I have tried debugging this issue using this vpc-network-tester service, which confirms that I cannot ping my Compute Engine VM.

From my VM, I am able to successfully ping the Cloud Run instances (I've configured and set up some simple firewall logging to find the internal IP of the instances, and the VM is able to reach them).

From everything I have read, it sounds like this would be a firewall issue on the Compute Engine VM or default network side of things, but the only additional firewall rules I have set up are ALLOW rules to let me inspect firewall traffic.

Here is some information on the configuration, but please let me know if there is additional info I can provide.

Serverless VPC access

(I did have my own subnet set up for this originally, but I removed that and just allowed it to manage it on its own with an IP range)

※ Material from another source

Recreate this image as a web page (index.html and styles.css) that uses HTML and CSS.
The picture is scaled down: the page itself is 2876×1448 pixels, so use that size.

Name Network IP address range Region Instance type
serverless-vpc-connector default 10.1.0.0/28 us-central1 e2-micro

Cloud Run Configuration (for vpc-network-tester)

VPC Connector Route Type
serverless-vpc-connector Route only requests to private IPs through the VPC connector

Ping Response

Source Destination Result
10.1.0.2 (vpc-network-tester) 10.128.0.2 (internal IP of Compute Engine VM)
PING 10.128.0.2 (10.128.0.2): 56 data bytes

--- 10.128.0.2 ping statistics ---
4 packets transmitted, 0 packets received, 100% packet loss
10.128.0.2 (internal IP of Compute Engine VM) 10.1.0.2 (vpc-network-tester)
PING 10.1.0.2 (10.1.0.2) 56(84) bytes of data.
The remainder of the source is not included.